Another document that every landlord must use is a lease. A lease will provide for attorney’s fees and late fees and provide grounds for evicting the tenant if they do not comply with the clauses mentioned in the lease. This protects the landlord by clearly stipulating the rules the tenant is expected to follow.
Finally, move-in/move-out checklists are important in the event that the tenant damages or appropriates something during their tenancy. A move-in/move-out checklist is a list in which you note the condition of the apartment before and after they move in. Additionally, you may also take accompanying pictures of your property before renting it out to add to your records. This list and these records are helpful if the tenant has caused damage to the property and is refusing to acknowledge it.
- You should be using a rental application, a lease and a move-in/move-out checklist.
- These documents are for your protection for dishonest and irresponsible tenants.
4. Can I Refuse to rent to a Tenant Who Has an Emotional Assistance Pet?

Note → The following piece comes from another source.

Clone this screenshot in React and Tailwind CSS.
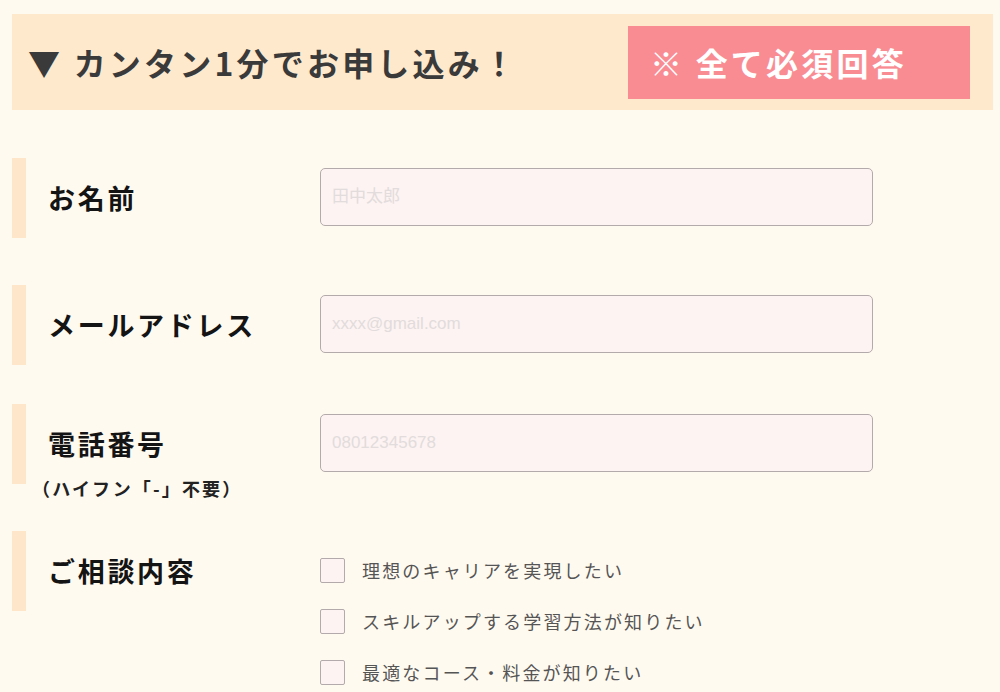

You might have a strict no-pets clause in your lease. However, whether or not this clause includes emotional assistance pets also is a separate issue. As a landlord-tenant attorney, my opinion is that tenants with emotional assistance pets be exempt from a no-pets clause. Refusal to rent to a tenant with an emotional assistance pet can result in discrimination charges. This is especially so if the tenant has a note from a doctor or a therapist saying that they need an animal companion for their emotional assistance. Do note, however, that this is different from a specially trained service dog.
- It is unwise to refuse to rent to a tenant who has an emotional assistance pet.
- If the tenant has a note from a doctor or therapist, your refusal could result in discrimination charges.
5. What Happens if My Tenant Dies?
Landlords rarely anticipate such an unfortunate and tragic event. However, it happens more often than you would like to believe and it is essential to prepare for such an eventuality. In the event that a tenant dies, you should first restrict grant access to the apartment to anyone unless they provide a certificate from the court that they are an administrator of the estate, executor of the estate, or the county public administrator. Secondly, you should file a claim against the estate if an executor or an administrator is appointed to recover your lost rent and damages to the apartment.
- Restrict apartment access to only authorized person.
- File a claim against the estate to recover lost rent and damages.